Exploring the Role of Axions and Other WISPs in the Dark Universe
Andreas Ringwald
TL;DR
This work argues that very weakly interacting slim particles (WISPs) like the QCD axion, axion-like particles, and hidden photons are well-motivated dark-matter candidates produced non-thermally via vacuum realignment. It connects ultraviolet completions, notably string theory and LVS scenarios, to characteristic ranges of decay constants, masses, and couplings, identifying theoretical hotspots in parameter space. The paper surveys a broad array of astrophysical, cosmological, and laboratory constraints, while outlining a rich experimental program—haloscopes, helioscopes, and light-shining-through-walls—that can probe substantial portions of the WISP landscape and potentially reveal a hidden sector connected to dark matter and early-universe physics. The combined theoretical and experimental narrative highlights the potential for WISPs to illuminate the dark universe and motivate next-generation low-energy, high-intensity searches with broad scientific payoff.
Abstract
Axions and other very weakly interacting slim particles (WISPs) may be non-thermally produced in the early universe and survive as constituents of the dark universe.
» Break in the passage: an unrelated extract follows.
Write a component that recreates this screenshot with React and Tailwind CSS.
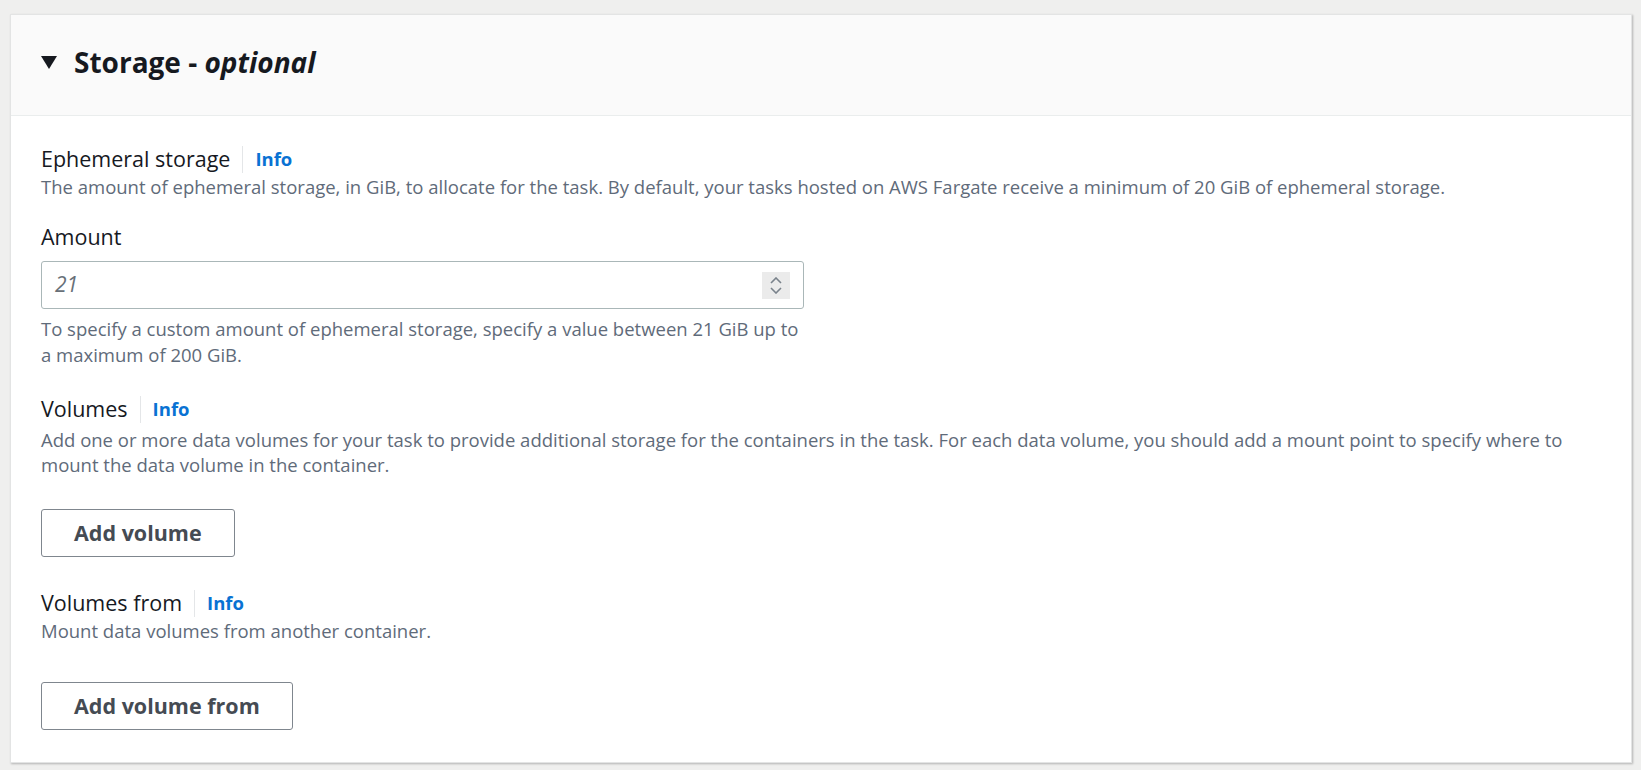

We describe their theoretical motivation and their phenomenology. A huge region in parameter space spanned by their couplings to photons and their masses can give rise to the observed cold dark matter abundance. A wide range of experiments - direct dark matter searches exploiting microwave cavities, searches for solar axions or WISPs, and light-shining-through-a-wall searches - can probe large parts of this parameter space in the foreseeable future.